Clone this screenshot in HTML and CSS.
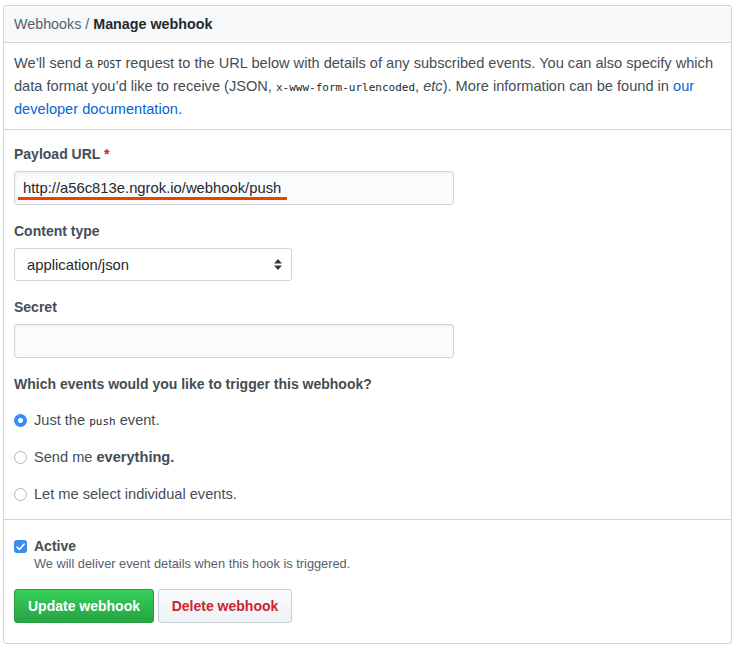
FILE: index.html
```html
<!DOCTYPE html>
<html>
<head>
<meta charset="utf-8">
<link rel="stylesheet" href="styles.css">
</head>
<body>
<div class="box">
  <div class="box-header"><span class="crumb">Webhooks /</span> <strong>Manage webhook</strong></div>
  <div class="intro">
    <p>We’ll send a <code class="sc">POST</code> request to the URL below with details of any subscribed events. You can also specify which data format you’d like to receive (JSON, <code>x-www-form-urlencoded</code>, <em>etc</em>). More information can be found in <a href="#">our developer documentation</a>.</p>
  </div>
  <div class="form-section">
    <div class="group">
      <label class="lbl">Payload URL <span class="req">*</span></label>
      <div class="field-wrap">
        <div class="input">http://a56c813e.ngrok.io/webhook/push</div>
        <span class="underline"></span>
      </div>
    </div>
    <div class="group">
      <label class="lbl">Content type</label>
      <div class="select">
        <span>application/json</span>
        <svg class="arrows" width="8" height="11" viewBox="0 0 8 11"><path d="M4 0 L8 4.5 L0 4.5 Z M4 11 L8 6.5 L0 6.5 Z" fill="#2f363d"/></svg>
      </div>
    </div>
    <div class="group">
      <label class="lbl">Secret</label>
      <div class="input empty"></div>
    </div>
    <div class="lbl question">Which events would you like to trigger this webhook?</div>
    <div class="radios">
      <div class="radio-row"><span class="radio on"></span><span>Just the <code>push</code> event.</span></div>
      <div class="radio-row"><span class="radio"></span><span>Send me <strong>everything.</strong></span></div>
      <div class="radio-row"><span class="radio"></span><span>Let me select individual events.</span></div>
    </div>
  </div>
  <div class="footer">
    <div class="check-row">
      <span class="checkbox"><svg width="9" height="8" viewBox="0 0 9 8"><path d="M1 4.2 L3.5 6.5 L8 1.2" fill="none" stroke="#fff" stroke-width="1.6" stroke-linecap="round" stroke-linejoin="round"/></svg></span>
      <div>
        <div class="active">Active</div>
        <div class="note">We will deliver event details when this hook is triggered.</div>
      </div>
    </div>
    <div class="buttons">
      <button class="btn primary">Update webhook</button>
      <button class="btn danger">Delete webhook</button>
    </div>
  </div>
</div>
</body>
</html>
```
FILE: styles.css
```css
* { box-sizing: border-box; }
body {
  margin: 0;
  background: #fff;
  font-family: "Liberation Sans", Arial, sans-serif;
  font-size: 14.6px;
  color: #24292e;
}
.box {
  margin: 5px 0 0 3px;
  width: 729px;
  height: 639px;
  border: 1px solid #d1d5da;
  border-radius: 3px;
}
.box-header {
  height: 37px;
  background: #f6f8fa;
  border-bottom: 1px solid #d1d5da;
  padding: 8px 0 0 10px;
  line-height: 21px;
  font-size: 14.3px;
  border-radius: 3px 3px 0 0;
}
.crumb { color: #586069; }
.box-header strong { color: #24292e; }
.intro {
  padding: 9px 10px 8px 10px;
  border-bottom: 1px solid #d1d5da;
}
.intro p {
  margin: 0;
  line-height: 23px;
  color: #444d56;
}
code {
  font-family: "DejaVu Sans Mono", "Liberation Mono", monospace;
  font-size: 11px;
  line-height: 1;
  color: #24292e;
}
.sc { font-size: 10px; }
a { color: #0366d6; text-decoration: none; }
.form-section {
  padding: 14px 10px 0 10px;
  height: 390px;
  border-bottom: 1px solid #d1d5da;
}
.group { margin-bottom: 16px; }
.lbl {
  display: block;
  font-weight: bold;
  font-size: 14px;
  line-height: 21px;
  color: #444d56;
  margin-bottom: 6px;
}
.req { color: #cb2431; }
.field-wrap { position: relative; width: 440px; }
.input {
  width: 440px;
  height: 34px;
  background: #fafbfc;
  border: 1px solid #d1d5da;
  border-radius: 3px;
  box-shadow: inset 0 1px 2px rgba(27,31,35,0.075);
  padding: 0 8px;
  line-height: 32px;
  font-size: 14.8px;
  color: #24292e;
}
.underline {
  position: absolute;
  left: 4px;
  top: 26px;
  width: 269px;
  height: 3px;
  background: #f04000;
}
.select {
  width: 278px;
  height: 33px;
  border: 1px solid #d1d5da;
  border-radius: 3px;
  background: #fff;
  display: flex;
  align-items: center;
  justify-content: space-between;
  padding: 0 9px 0 12px;
  font-size: 14.8px;
}
.question { margin: 0 0 15px 0; }
.radios { display: flex; flex-direction: column; gap: 16px; }
.radio-row {
  display: flex;
  align-items: center;
  gap: 7px;
  height: 21px;
  line-height: 21px;
  color: #444d56;
}
.radio-row strong { color: #444d56; }
.radio {
  width: 13px;
  height: 13px;
  border-radius: 50%;
  border: 1px solid #b0b4b9;
  background: #fff;
  flex: none;
}
.radio.on {
  border: none;
  background: radial-gradient(circle, #fff 0 2.2px, #3b8cf0 2.8px);
}
.footer { padding: 17px 10px 0 10px; }
.check-row { display: flex; gap: 7px; align-items: flex-start; }
.checkbox {
  width: 13px;
  height: 13px;
  border-radius: 3px;
  background: #3b8cf0;
  display: flex;
  align-items: center;
  justify-content: center;
  margin-top: 3px;
  flex: none;
}
.active {
  font-weight: bold;
  font-size: 14px;
  line-height: 18px;
  color: #444d56;
}
.note {
  font-size: 12.8px;
  line-height: 18px;
  color: #586069;
}
.buttons { display: flex; gap: 4px; margin-top: 16px; }
.btn {
  height: 34px;
  border-radius: 3px;
  font-family: "Liberation Sans", Arial, sans-serif;
  font-weight: bold;
  font-size: 14px;
  padding: 0 12px;
}
.primary {
  width: 140px;
  color: #fff;
  background: linear-gradient(#34d058, #28a745 90%);
  border: 1px solid #259c3f;
}
.danger {
  width: 134px;
  color: #cb2431;
  background: linear-gradient(#fafbfc, #eff3f6 90%);
  border: 1px solid #c9ced3;
}
```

++++++++

**Given request**
Look back over the material above and state how many lines hold the word "this". Write the number and nothing else.

**The answer**
3